Audit Logging: The Causality Chain
The event store is already your audit log. But for operational use, you want something more queryable. I add a structured logging layer that writes JSON lines with the full causality chain:
import logging
import sys
class AuditLogger:
def __init__(self, run_id: str):
self.run_id = run_id
self.logger = logging.getLogger(f"agent.audit.{run_id[:8]}")
handler = logging.StreamHandler(sys.stdout)
handler.setFormatter(logging.Formatter("%(message)s"))

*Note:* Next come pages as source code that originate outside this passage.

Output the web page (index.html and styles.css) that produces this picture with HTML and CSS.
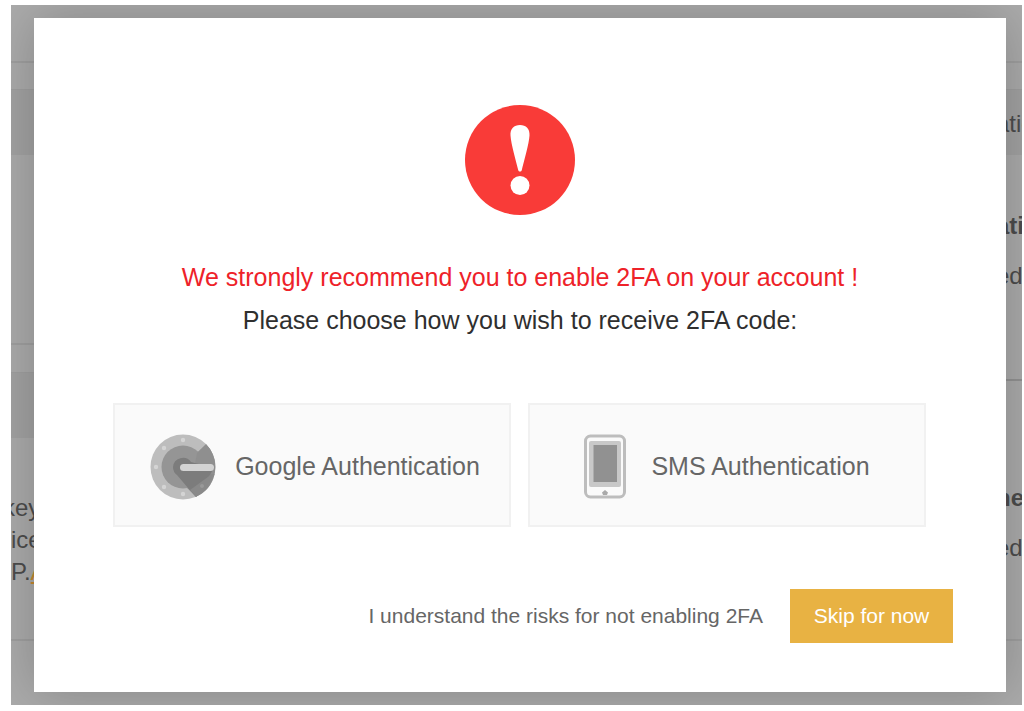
FILE: index.html
```html
<!DOCTYPE html>
<html lang="en">
<head>
<meta charset="utf-8">
<title>Enable 2FA</title>
<link rel="stylesheet" href="styles.css">
</head>
<body>
<div class="screen">
  <div class="page" aria-hidden="true">
    <div class="topbar"></div>
    <div class="column">
      <section class="panel panel-first">
        <div class="panel-head"></div>
      </section>
      <section class="panel panel-second">
        <div class="panel-head"></div>
        <p class="note">key<br>ice<br>P.<span class="note-link">A</span></p>
      </section>
    </div>
    <div class="column column-right">
      <section class="panel">
        <div class="panel-head">ation</div>
        <div class="entry"><b>ation</b><span>ed</span></div>
        <div class="entry entry-last"><b>ne</b><span>ed</span></div>
      </section>
    </div>
  </div>
  <main class="modal" role="dialog" aria-labelledby="title">
    <svg class="alert" viewBox="0 0 110 110" aria-hidden="true">
      <circle cx="55" cy="55" r="55" fill="#f93b38"/>
      <path d="M55 20c6 0 10 4 9.500 10.500C64 39 59 56 56.800 65c-.5 2-3.100 2-3.600 0C51 56 46 39 45.500 30.500 45 24 49 20 55 20z" fill="#fff"/>
      <circle cx="55" cy="80.500" r="9.500" fill="#fff"/>
    </svg>
    <h1 class="title" id="title">We strongly recommend you to enable 2FA on your account !</h1>
    <p class="subtitle">Please choose how you wish to receive 2FA code:</p>
    <div class="options">
      <button class="option" type="button">
        <svg class="icon-google" viewBox="0 0 66 66" aria-hidden="true">
          <circle cx="33" cy="33" r="32.500" fill="#bdbdbd"/>
          <path d="M47 19L56 10.200A32.500 32.500 0 0 1 64 42L46 62.800 33 50z" fill="#8f8f8f"/>
          <path d="M55 40L64.500 40A32.500 32.500 0 0 1 46 62.800L38 54z" fill="#8b8b8b"/>
          <circle cx="33" cy="33" r="21.500" fill="#959595"/>
          <path d="M47 19L56 10.200A32.500 32.500 0 0 1 65 30H45z" fill="#8f8f8f"/>
          <path d="M23 33a10 10 0 0 1 18-5l23 6-6 10-12 18.800L38 54 27 41a10 10 0 0 1-4-8z" fill="#7c7c7c"/>
          <path d="M62 40A32.500 32.500 0 0 1 46 62.800L40 56z" fill="#898989"/>
          <rect x="30" y="30" width="34" height="7" rx="3.500" fill="#d3d3d3"/>
          <g fill="#d4d4d4"><circle cx="33" cy="6" r="2.200"/><circle cx="14" cy="14" r="2.200"/><circle cx="6" cy="33" r="2.200"/><circle cx="14" cy="53" r="2.200"/><circle cx="33" cy="60" r="2.200"/></g>
          <circle cx="52" cy="52" r="2" fill="#999"/>
        </svg>
        <span>Google Authentication</span>
      </button>
      <button class="option option-sms" type="button">
        <svg class="icon-phone" viewBox="0 0 42 66" aria-hidden="true">
          <rect x="1.500" y="2" width="39" height="61" rx="5" fill="#fafafa" stroke="#bdbdbd" stroke-width="3"/>
          <rect x="5" y="7" width="32" height="46" rx="2" fill="#c8c8c8"/>
          <rect x="9.500" y="11" width="23.500" height="37" fill="#919191"/>
          <path d="M18 58.500l3-2.500 3 2.500-1 2.500h-4z" fill="#aaa"/>
        </svg>
        <span>SMS Authentication</span>
      </button>
    </div>
    <div class="actions">
      <span class="risk">I understand the risks for not enabling 2FA</span>
      <button class="skip" type="button">Skip for now</button>
    </div>
  </main>
</div>
</body>
</html>
```
FILE: styles.css
```css
* {
  box-sizing: border-box;
}

body {
  margin: 0;
  padding: 5px 2px 6px 11px;
  background: #fff;
  font-family: "Liberation Sans", Arial, sans-serif;
}

.screen {
  display: grid;
  overflow: hidden;
  background: #ababab;
}

.page,
.modal {
  grid-area: 1 / 1;
}

.page {
  display: grid;
  grid-template-columns: 40px 40px;
  grid-template-rows: 58px 1fr;
  justify-content: space-between;
  color: #4c4c4c;
  font-size: 24px;
  line-height: 32px;
}

.topbar {
  grid-column: 1 / -1;
  border-bottom: 2px solid #9f9f9f;
}

.column {
  padding-top: 26px;
  overflow: hidden;
  white-space: nowrap;
}

.panel {
  border-top: 1px solid #9f9f9f;
  border-bottom: 2px solid #9f9f9f;
}

.panel-first {
  height: 256px;
  margin-bottom: 27px;
}

.panel-second {
  height: 269px;
}

.panel-head {
  height: 65px;
  background: #a2a2a2;
}

.note {
  margin: 54px 0 0;
  text-indent: -8px;
}

.note-link {
  color: #c58a2d;
  text-decoration: underline;
}

.column-right .panel {
  height: 552px;
}

.column-right .panel-head {
  padding: 18px 0 0 14px;
}

.entry {
  display: flex;
  flex-direction: column;
  gap: 18px;
  height: 226px;
  padding: 55px 0 0 14px;
  border-bottom: 2px solid #929292;
}

.entry-last {
  padding-top: 101px;
  border: 0;
}

.modal {
  display: flex;
  flex-direction: column;
  align-items: center;
  margin: 13px 16px 13px 23px;
  padding: 87px 53px 49px 79px;
  background: #fff;
  box-shadow: 0 0 50px rgba(0, 0, 0, 0.22);
}

.alert {
  width: 110px;
  height: 110px;
  margin-right: 26px;
}

.title,
.subtitle {
  margin: 0 26px 0 0;
  color: #2f2f2f;
  font-size: 25px;
  font-weight: 400;
  line-height: 43px;
}

.title {
  margin-top: 41px;
  color: #ee2229;
}

.options {
  display: grid;
  grid-template-columns: 1fr 1fr;
  gap: 17px;
  align-self: stretch;
  margin: 61px 27px 0 0;
}

.option {
  display: flex;
  align-items: center;
  justify-content: center;
  gap: 19px;
  height: 124px;
  padding: 3px 0 0 6px;
  border: 2px solid #f1f1f1;
  background: #fafafa;
  color: #666;
  font: 25px "Liberation Sans", Arial, sans-serif;
}

.option-sms {
  gap: 25px;
  padding-left: 0;
}

.icon-google {
  width: 66px;
  height: 66px;
  flex: none;
}

.icon-phone {
  width: 42px;
  height: 66px;
  flex: none;
}

.actions {
  display: flex;
  align-items: center;
  align-self: stretch;
  justify-content: flex-end;
  gap: 27px;
  margin-top: 62px;
}

.risk {
  color: #666;
  font-size: 21px;
}

.skip {
  width: 163px;
  height: 54px;
  padding: 0;
  border: 0;
  background: #e8b243;
  color: #fff;
  font: 21px "Liberation Sans", Arial, sans-serif;
}
```
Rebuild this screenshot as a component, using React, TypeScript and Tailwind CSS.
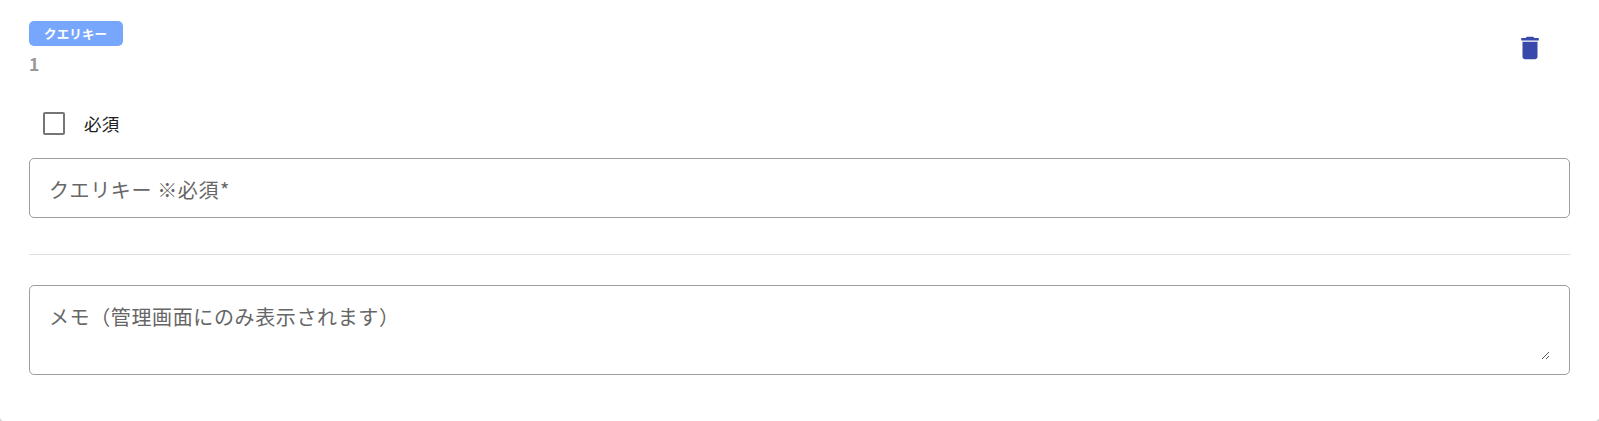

self.logger.addHandler(handler)
self.logger.setLevel(logging.INFO)
def log_event(self, event: AgentEvent, context: dict[str, Any] | None = None):
entry = {
"ts": event.timestamp.isoformat(),
"run_id": self.run_id,
"event_id": event.event_id,
"type": event.event_type.value,
"step": event.step_index,
"tool": event.tool_name,
"caused_by": event.causality_parent,
"idempotency_key": event.idempotency_key,
}
if context:
entry["context"] = context
if event.error:
entry["error"] = event.error
self.logger.info(json.dumps(entry))
def trace_causality(self, event_store: EventStore, event_id: str) -> list[str]:
"""Walk backwards through the causality chain."""
chain = []
events = event_store.get_run_events(self.run_id)
event_map = {e["event_id"]: e for e in events}
current = event_id
while current and current in event_map:
chain.append(current)
current = event_map[current].get("causality_parent")
return list(reversed(chain))When something goes wrong at 2 AM, you can pull the causality chain for the failed event and see exactly what sequence of decisions led there. No more grepping through unstructured logs trying to reconstruct what happened.
What This Doesn't Solve
I want to be honest about limitations. This pattern works great for deterministic agent workflows where the plan is known upfront. If your agent is doing open-ended ReAct-style reasoning where each step depends on an LLM call that might produce different output on replay, you need additional machinery. You'd need to store the LLM responses as events too, and on replay, feed the stored responses back instead of calling the LLM again.
There's also the question of timeouts. If a tool call hangs forever and the operator kills the process, the event store shows ToolCallInitiated with no completion. Is it safe to retry? Depends on the tool. You need per-tool retry policies and possibly a "check if the last attempt actually succeeded" hook before retrying.
And distributed agents -- multiple processes, multiple machines -- that's a different beast. You'd swap SQLite for Postgres with advisory locks, or use something like Temporal which solves this problem at the orchestration layer. But for single-machine agents doing real work, this SQLite approach has been solid for me for months now.
Ditto's Lesson
Ditto doesn't just copy a form. It remembers forms. It can transform back into something it saw hours ago with perfect fidelity. That's the property we want from production agents: perfect recall of what they were doing, the ability to reconstitute their state from history, and the resilience to crash and come back without missing a beat or duplicating work.
The code above is roughly 200 lines. That's all it takes to go from "hope the process doesn't die" to "it can die whenever and we'll be fine." I wish I'd written it before that 2 AM page.